## CHALLENGE:
Transcribe the full listing below exactly.

## DATA PROVIDED:

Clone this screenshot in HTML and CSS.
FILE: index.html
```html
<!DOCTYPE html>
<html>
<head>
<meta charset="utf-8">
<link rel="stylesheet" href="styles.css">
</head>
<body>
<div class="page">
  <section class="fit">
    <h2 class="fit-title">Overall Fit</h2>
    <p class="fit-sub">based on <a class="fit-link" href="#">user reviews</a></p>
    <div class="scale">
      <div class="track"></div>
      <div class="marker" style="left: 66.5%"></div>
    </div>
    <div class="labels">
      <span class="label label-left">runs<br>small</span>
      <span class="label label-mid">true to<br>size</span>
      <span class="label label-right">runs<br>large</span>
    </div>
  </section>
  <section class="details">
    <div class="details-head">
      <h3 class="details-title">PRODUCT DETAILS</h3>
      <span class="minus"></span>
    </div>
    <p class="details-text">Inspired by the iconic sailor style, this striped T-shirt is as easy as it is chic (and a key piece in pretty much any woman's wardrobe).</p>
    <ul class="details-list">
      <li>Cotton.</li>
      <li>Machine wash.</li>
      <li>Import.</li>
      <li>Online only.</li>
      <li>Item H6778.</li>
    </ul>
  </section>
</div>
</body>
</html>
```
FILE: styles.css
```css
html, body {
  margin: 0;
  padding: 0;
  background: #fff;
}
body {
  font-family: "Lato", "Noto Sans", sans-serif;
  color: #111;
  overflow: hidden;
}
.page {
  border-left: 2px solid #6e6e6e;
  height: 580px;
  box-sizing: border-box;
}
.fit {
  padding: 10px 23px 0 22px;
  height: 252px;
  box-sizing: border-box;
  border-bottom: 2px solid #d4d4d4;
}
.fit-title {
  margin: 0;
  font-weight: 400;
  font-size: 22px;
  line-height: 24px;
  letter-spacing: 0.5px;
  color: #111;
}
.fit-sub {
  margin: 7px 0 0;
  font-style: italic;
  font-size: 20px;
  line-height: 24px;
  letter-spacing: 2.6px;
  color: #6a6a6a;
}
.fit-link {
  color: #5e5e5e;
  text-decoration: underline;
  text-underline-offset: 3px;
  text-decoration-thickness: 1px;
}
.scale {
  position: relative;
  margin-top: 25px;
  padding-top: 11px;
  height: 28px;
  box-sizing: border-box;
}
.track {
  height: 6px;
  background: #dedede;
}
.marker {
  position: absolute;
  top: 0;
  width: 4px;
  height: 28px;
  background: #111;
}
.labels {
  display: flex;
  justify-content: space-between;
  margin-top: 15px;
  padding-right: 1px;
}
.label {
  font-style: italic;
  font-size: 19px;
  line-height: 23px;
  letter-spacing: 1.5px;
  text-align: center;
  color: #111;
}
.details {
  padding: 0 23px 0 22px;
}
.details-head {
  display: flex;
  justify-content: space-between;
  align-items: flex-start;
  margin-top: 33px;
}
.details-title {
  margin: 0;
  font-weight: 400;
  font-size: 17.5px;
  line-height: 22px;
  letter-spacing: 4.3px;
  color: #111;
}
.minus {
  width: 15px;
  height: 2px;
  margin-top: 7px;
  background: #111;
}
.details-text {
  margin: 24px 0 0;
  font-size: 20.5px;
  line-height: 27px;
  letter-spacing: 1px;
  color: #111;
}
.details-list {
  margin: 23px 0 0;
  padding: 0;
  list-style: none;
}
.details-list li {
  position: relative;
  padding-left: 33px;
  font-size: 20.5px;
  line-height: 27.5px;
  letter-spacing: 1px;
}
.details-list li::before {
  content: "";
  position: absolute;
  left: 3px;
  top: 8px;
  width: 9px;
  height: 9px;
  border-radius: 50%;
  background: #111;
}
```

## COMPLETED EXERCISE:
Clone this screenshot in HTML and CSS.
FILE: index.html
```html
<!DOCTYPE html>
<html>
<head>
<meta charset="utf-8">
<link rel="stylesheet" href="styles.css">
</head>
<body>
<div class="page">
  <section class="fit">
    <h2 class="fit-title">Overall Fit</h2>
    <p class="fit-sub">based on <a class="fit-link" href="#">user reviews</a></p>
    <div class="scale">
      <div class="track"></div>
      <div class="marker" style="left: 66.5%"></div>
    </div>
    <div class="labels">
      <span class="label label-left">runs<br>small</span>
      <span class="label label-mid">true to<br>size</span>
      <span class="label label-right">runs<br>large</span>
    </div>
  </section>
  <section class="details">
    <div class="details-head">
      <h3 class="details-title">PRODUCT DETAILS</h3>
      <span class="minus"></span>
    </div>
    <p class="details-text">Inspired by the iconic sailor style, this striped T-shirt is as easy as it is chic (and a key piece in pretty much any woman's wardrobe).</p>
    <ul class="details-list">
      <li>Cotton.</li>
      <li>Machine wash.</li>
      <li>Import.</li>
      <li>Online only.</li>
      <li>Item H6778.</li>
    </ul>
  </section>
</div>
</body>
</html>
```
FILE: styles.css
```css
html, body {
  margin: 0;
  padding: 0;
  background: #fff;
}
body {
  font-family: "Lato", "Noto Sans", sans-serif;
  color: #111;
  overflow: hidden;
}
.page {
  border-left: 2px solid #6e6e6e;
  height: 580px;
  box-sizing: border-box;
}
.fit {
  padding: 10px 23px 0 22px;
  height: 252px;
  box-sizing: border-box;
  border-bottom: 2px solid #d4d4d4;
}
.fit-title {
  margin: 0;
  font-weight: 400;
  font-size: 22px;
  line-height: 24px;
  letter-spacing: 0.5px;
  color: #111;
}
.fit-sub {
  margin: 7px 0 0;
  font-style: italic;
  font-size: 20px;
  line-height: 24px;
  letter-spacing: 2.6px;
  color: #6a6a6a;
}
.fit-link {
  color: #5e5e5e;
  text-decoration: underline;
  text-underline-offset: 3px;
  text-decoration-thickness: 1px;
}
.scale {
  position: relative;
  margin-top: 25px;
  padding-top: 11px;
  height: 28px;
  box-sizing: border-box;
}
.track {
  height: 6px;
  background: #dedede;
}
.marker {
  position: absolute;
  top: 0;
  width: 4px;
  height: 28px;
  background: #111;
}
.labels {
  display: flex;
  justify-content: space-between;
  margin-top: 15px;
  padding-right: 1px;
}
.label {
  font-style: italic;
  font-size: 19px;
  line-height: 23px;
  letter-spacing: 1.5px;
  text-align: center;
  color: #111;
}
.details {
  padding: 0 23px 0 22px;
}
.details-head {
  display: flex;
  justify-content: space-between;
  align-items: flex-start;
  margin-top: 33px;
}
.details-title {
  margin: 0;
  font-weight: 400;
  font-size: 17.5px;
  line-height: 22px;
  letter-spacing: 4.3px;
  color: #111;
}
.minus {
  width: 15px;
  height: 2px;
  margin-top: 7px;
  background: #111;
}
.details-text {
  margin: 24px 0 0;
  font-size: 20.5px;
  line-height: 27px;
  letter-spacing: 1px;
  color: #111;
}
.details-list {
  margin: 23px 0 0;
  padding: 0;
  list-style: none;
}
.details-list li {
  position: relative;
  padding-left: 33px;
  font-size: 20.5px;
  line-height: 27.5px;
  letter-spacing: 1px;
}
.details-list li::before {
  content: "";
  position: absolute;
  left: 3px;
  top: 8px;
  width: 9px;
  height: 9px;
  border-radius: 50%;
  background: #111;
}
```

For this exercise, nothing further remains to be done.